石川県珠洲市。奥能登の先端部分に位置するこの場所にある須須神社。珠洲の地名はここから来たのではないかと勘ぐってしまいます。
珠洲の由来を調べてみると珠洲市の公式にこのようにありました。
「スズ」は須須神社の祭神が美穂須須見命(ミホ・ススミノミコト)で、そこから地名をとったものではないかと考えられます。
ミホ =ミ(海とか神霊) ホ(抜きん出て秀でている様)
ススミ=烽(煙や火ののろしをあげる所)続日本紀(797年完成)には既に、「珠洲」という地名が登場してしまいますが、漢字がこのようになったのは、それより以前の713年に地名は好字(めでたい文字、または、縁起の良い文字)にするよう命令があったため、その頃に「須須」または「須須見」を「珠洲」という漢字に変えたのではないかと考えられます。
須須神社の祭神が美穂須須見命(ミホ・ススミノミコト)からきたのでは?ということですので須須神社が由来と言ってもいいのではないでしょうか。
この須須神社の歴史はとんでもなく古い。Wikipediaによると
社伝では崇神天皇の治世(紀元前97年 – 紀元前29年)に創建、天平勝宝年間(749年 – 756年)現地に移転したとされる。延喜式神名帳では国幣小社。近代社格制度では県社に列せられる。
移転しているとしても2100年以上もまえから続く神社であるということに驚かされます。もちろんですが平安中期にまとめられた延喜式神名帳(えんぎしき じんみょうちょう)にも名前があります。調べてみると珠洲には3つ延喜式神名帳に名のある神社がありました。今回紹介する須須神社,古麻志比古神社,加志波良比古神社の3つです。
この須須神社は能登半島の鬼門の入り口に位置する鬼門の守護神とされていると言われます。鬼門とは東北の方角を指し陰陽道においては鬼が出入りする方角として忌み嫌われています。京都の比叡山延暦寺もこの鬼門を封じる寺、それを模したといわれる浅草の寛永寺。金沢では卯辰山の寺院群がその鬼門封じの一つと言われます。
この鬼門はどのように日本に伝わったか明確には分かっていません。遣隋使が日本に伝えたという説や紀元前の中国の神異経が伝わったという説など色々とあるようですが。現在では日本だけがこの鬼門にこだわっているという説もあり興味深いところです。
神社は杜と言われるように木々に覆われ、神様の毛体であるという杉の大木を備えた天上にはない世界である。空海は「森の世界はこの人の世はもちろん、天上の世界にさえない。」といっていたのを思い出しました。
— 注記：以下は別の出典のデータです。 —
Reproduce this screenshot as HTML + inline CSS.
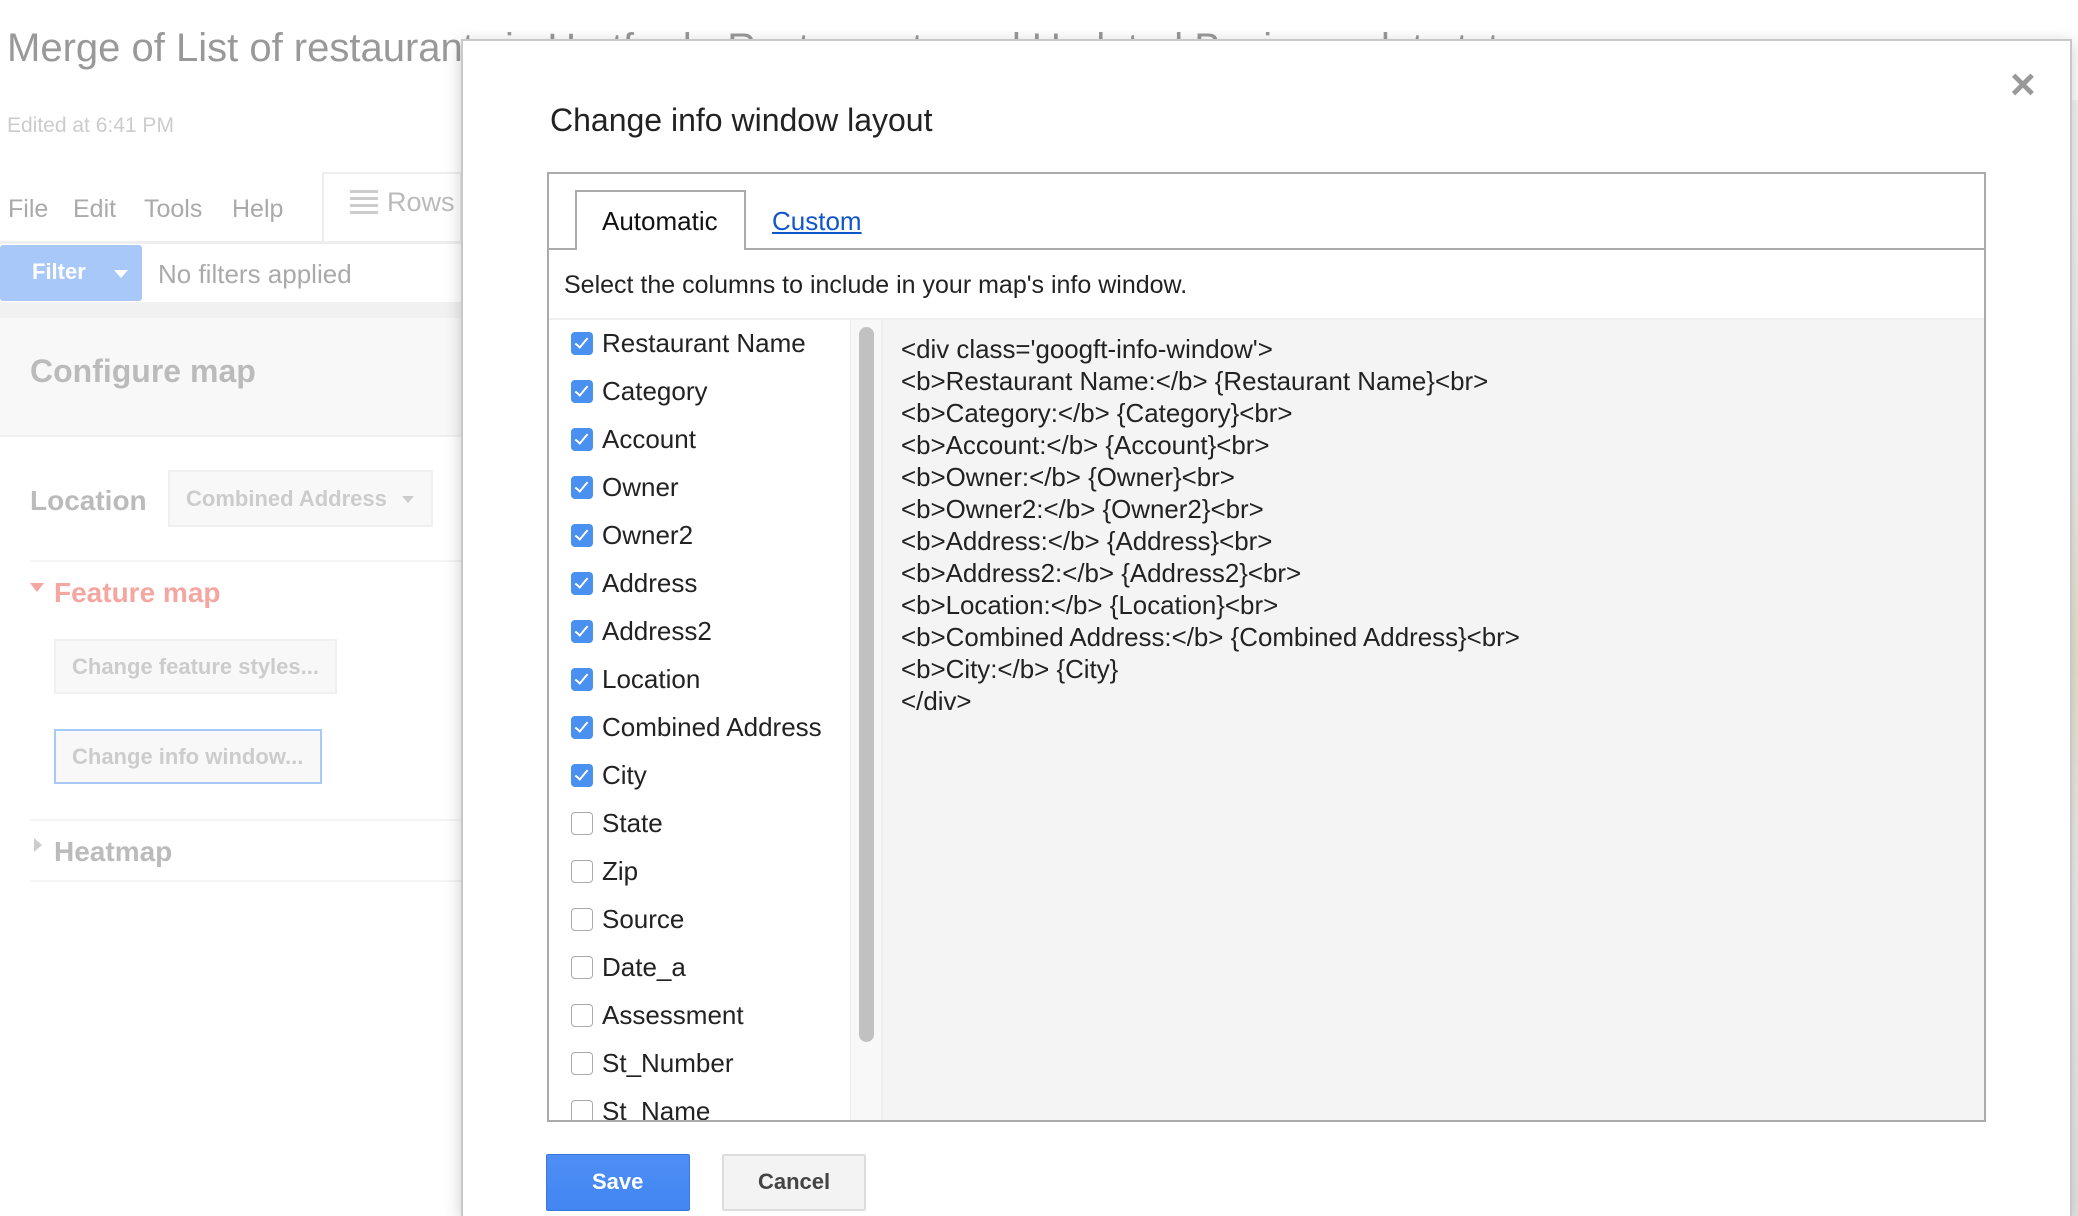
<!DOCTYPE html>
<html style="overflow:hidden"><head><meta charset="utf-8">
<style>
*{margin:0;padding:0;box-sizing:border-box}
html,body{width:2078px;height:1216px;overflow:hidden}
body{background:#fff;font-family:"Liberation Sans",Arial,sans-serif;position:relative}
.a{position:absolute;white-space:nowrap}
.cb{position:absolute;left:571px;width:22px;height:23px;border-radius:4px}
.on{background:#4a90f0}
.on::after{content:"";position:absolute;left:7px;top:3px;width:5px;height:11px;border:solid #fff;border-width:0 2.5px 2.5px 0;transform:rotate(40deg)}
.off{border:1.5px solid #aaa;background:#fff}
.it{position:absolute;left:602px;font-size:26px;color:#222}
.code{position:absolute;left:901px;font-size:25.9px;color:#222;line-height:32px;top:334px}
</style></head><body>
<div class="a" style="left:7px;top:26px;font-size:40px;color:#999">Merge of List of restaurants in Hartford - Restaurants and Updated Business data.txt</div>
<div class="a" style="left:7px;top:114px;font-size:21px;color:#ccc">Edited at 6:41 PM</div>
<div class="a" style="left:8px;top:195px;font-size:25px;color:#aaa">File</div>
<div class="a" style="left:73px;top:195px;font-size:25px;color:#aaa">Edit</div>
<div class="a" style="left:144px;top:195px;font-size:25px;color:#aaa">Tools</div>
<div class="a" style="left:232px;top:195px;font-size:25px;color:#aaa">Help</div>
<div class="a" style="left:322px;top:172px;width:140px;height:70px;border:2px solid #eee;border-bottom:none"></div>
<div class="a" style="left:350px;top:190px;width:28px;height:28px;background:repeating-linear-gradient(#ccc 0 3px,transparent 3px 7px)"></div>
<div class="a" style="left:387px;top:187px;font-size:27px;color:#bbb">Rows</div>
<div class="a" style="left:0;top:241px;width:461px;height:3px;background:#eee"></div>
<div class="a" style="left:0;top:245px;width:142px;height:56px;background:#a9c8fa;border-radius:3px"></div>
<div class="a" style="left:32px;top:259px;font-size:22px;color:#fff;font-weight:bold">Filter</div>
<div class="a" style="left:114px;top:270px;border:7px solid transparent;border-top:8px solid #fff"></div>
<div class="a" style="left:158px;top:259px;font-size:26px;color:#aaa">No filters applied</div>
<div class="a" style="left:0;top:302px;width:461px;height:16px;background:#f1f1f1"></div>
<div class="a" style="left:0;top:318px;width:461px;height:119px;background:#f8f8f8;border-bottom:2px solid #f0f0f0"></div>
<div class="a" style="left:30px;top:353px;font-size:32px;color:#bbb;font-weight:bold">Configure map</div>
<div class="a" style="left:30px;top:485px;font-size:28px;color:#bbb;font-weight:bold">Location</div>
<div class="a" style="left:168px;top:470px;width:265px;height:57px;border:2px solid #f0f0f0;background:#f8f8f8"></div>
<div class="a" style="left:186px;top:486px;font-size:22px;color:#ccc;font-weight:bold">Combined Address</div>
<div class="a" style="left:402px;top:496px;border:6px solid transparent;border-top:7px solid #ccc"></div>
<div class="a" style="left:30px;top:560px;width:431px;height:2px;background:#f4f4f4"></div>
<div class="a" style="left:30px;top:583px;border:7px solid transparent;border-top:9px solid #f4a6a0"></div>
<div class="a" style="left:54px;top:577px;font-size:28px;color:#f4a6a0;font-weight:bold">Feature map</div>
<div class="a" style="left:54px;top:639px;width:283px;height:55px;border:2px solid #f0f0f0;background:#f8f8f8"></div>
<div class="a" style="left:72px;top:654px;font-size:22px;color:#ccc;font-weight:bold">Change feature styles...</div>
<div class="a" style="left:54px;top:729px;width:268px;height:55px;border:2px solid #a9c8fa;background:#f8f8f8"></div>
<div class="a" style="left:72px;top:744px;font-size:22px;color:#ccc;font-weight:bold">Change info window...</div>
<div class="a" style="left:30px;top:819px;width:431px;height:2px;background:#f4f4f4"></div>
<div class="a" style="left:34px;top:838px;border:7px solid transparent;border-left:8px solid #ccc"></div>
<div class="a" style="left:54px;top:836px;font-size:28px;color:#bbb;font-weight:bold">Heatmap</div>
<div class="a" style="left:30px;top:880px;width:431px;height:2px;background:#f4f4f4"></div>
<div class="a" style="left:2070px;top:100px;width:8px;height:1116px;background:linear-gradient(#f4f4f4,#eee 30%,#e8e4d0 50%,#eee 70%,#e6e6e6)"></div>
<div class="a" style="left:461px;top:39px;width:1611px;height:1177px;background:#fff;border:2px solid #c8c8c8;border-bottom:none;box-shadow:0 4px 16px rgba(0,0,0,.2)"></div>
<div class="a" style="left:2010px;top:60px;font-size:44px;color:#999;font-weight:bold">×</div>
<div class="a" style="left:550px;top:102px;font-size:32px;color:#222">Change info window layout</div>
<div class="a" style="left:547px;top:172px;width:1439px;height:950px;border:2px solid #aaa;background:#fff"></div>
<div class="a" style="left:549px;top:248px;width:1435px;height:2px;background:#aaa"></div>
<div class="a" style="left:575px;top:190px;width:171px;height:60px;border:2px solid #aaa;border-bottom:none;background:#fff"></div>
<div class="a" style="left:602px;top:206px;font-size:26px;color:#111">Automatic</div>
<div class="a" style="left:772px;top:206px;font-size:26px;color:#15c;text-decoration:underline">Custom</div>
<div class="a" style="left:564px;top:271px;font-size:25px;color:#222">Select the columns to include in your map's info window.</div>
<div class="a" style="left:549px;top:318px;width:1435px;height:2px;background:#f0f0f0"></div>
<div class="a" style="left:850px;top:320px;width:33px;height:800px;background:#f8f8f8;border-left:1px solid #eee;border-right:2px solid #eee"></div>
<div class="a" style="left:859px;top:327px;width:15px;height:715px;background:#c1c1c1;border-radius:8px"></div>
<div class="a" style="left:883px;top:320px;width:1101px;height:800px;background:#f4f4f4"></div>
<div class="code">&lt;div class='googft-info-window'&gt;<br>&lt;b&gt;Restaurant Name:&lt;/b&gt; {Restaurant Name}&lt;br&gt;<br>&lt;b&gt;Category:&lt;/b&gt; {Category}&lt;br&gt;<br>&lt;b&gt;Account:&lt;/b&gt; {Account}&lt;br&gt;<br>&lt;b&gt;Owner:&lt;/b&gt; {Owner}&lt;br&gt;<br>&lt;b&gt;Owner2:&lt;/b&gt; {Owner2}&lt;br&gt;<br>&lt;b&gt;Address:&lt;/b&gt; {Address}&lt;br&gt;<br>&lt;b&gt;Address2:&lt;/b&gt; {Address2}&lt;br&gt;<br>&lt;b&gt;Location:&lt;/b&gt; {Location}&lt;br&gt;<br>&lt;b&gt;Combined Address:&lt;/b&gt; {Combined Address}&lt;br&gt;<br>&lt;b&gt;City:&lt;/b&gt; {City}<br>&lt;/div&gt;</div>
<div class="a" style="left:549px;top:320px;width:301px;height:800px;overflow:hidden">
<div style="position:absolute;left:-549px;top:-320px;width:900px;height:1200px">
<div class="cb on" style="top:332px"></div><div class="it" style="top:328px">Restaurant Name</div>
<div class="cb on" style="top:380px"></div><div class="it" style="top:376px">Category</div>
<div class="cb on" style="top:428px"></div><div class="it" style="top:424px">Account</div>
<div class="cb on" style="top:476px"></div><div class="it" style="top:472px">Owner</div>
<div class="cb on" style="top:524px"></div><div class="it" style="top:520px">Owner2</div>
<div class="cb on" style="top:572px"></div><div class="it" style="top:568px">Address</div>
<div class="cb on" style="top:620px"></div><div class="it" style="top:616px">Address2</div>
<div class="cb on" style="top:668px"></div><div class="it" style="top:664px">Location</div>
<div class="cb on" style="top:716px"></div><div class="it" style="top:712px">Combined Address</div>
<div class="cb on" style="top:764px"></div><div class="it" style="top:760px">City</div>
<div class="cb off" style="top:812px"></div><div class="it" style="top:808px">State</div>
<div class="cb off" style="top:860px"></div><div class="it" style="top:856px">Zip</div>
<div class="cb off" style="top:908px"></div><div class="it" style="top:904px">Source</div>
<div class="cb off" style="top:956px"></div><div class="it" style="top:952px">Date_a</div>
<div class="cb off" style="top:1004px"></div><div class="it" style="top:1000px">Assessment</div>
<div class="cb off" style="top:1052px"></div><div class="it" style="top:1048px">St_Number</div>
<div class="cb off" style="top:1100px"></div><div class="it" style="top:1096px">St_Name</div>
</div></div>
<div class="a" style="left:546px;top:1154px;width:144px;height:57px;background:linear-gradient(#4d8ff5,#4385f2);border:1px solid #3a78e0;border-radius:2px"></div>
<div class="a" style="left:592px;top:1169px;font-size:22px;color:#fff;font-weight:bold">Save</div>
<div class="a" style="left:722px;top:1154px;width:144px;height:57px;background:#f3f3f3;border:2px solid #ddd;border-radius:2px"></div>
<div class="a" style="left:758px;top:1169px;font-size:22px;color:#444;font-weight:bold">Cancel</div>
</body></html>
「竹内信夫氏の優れた著作『空海入門・弘仁のモダニスト』〈勝道碑文〉
須須神社の参道を抜けると須須神社(金分宮)にたどり着きます。
須須神社はこの須須神社(金分宮)の他に須須神社(高座宮)、須須神社(奥宮)からなっています。まだ須須神社(金分宮)以外には足を運んだことはないのですが、近いうちに訪れようと思っています。
奥能登へ訪れた際には一度、2000年の歴史を誇る石川県の鬼門の守護神とされる須須神社を訪れてみてはいかがでしょうか。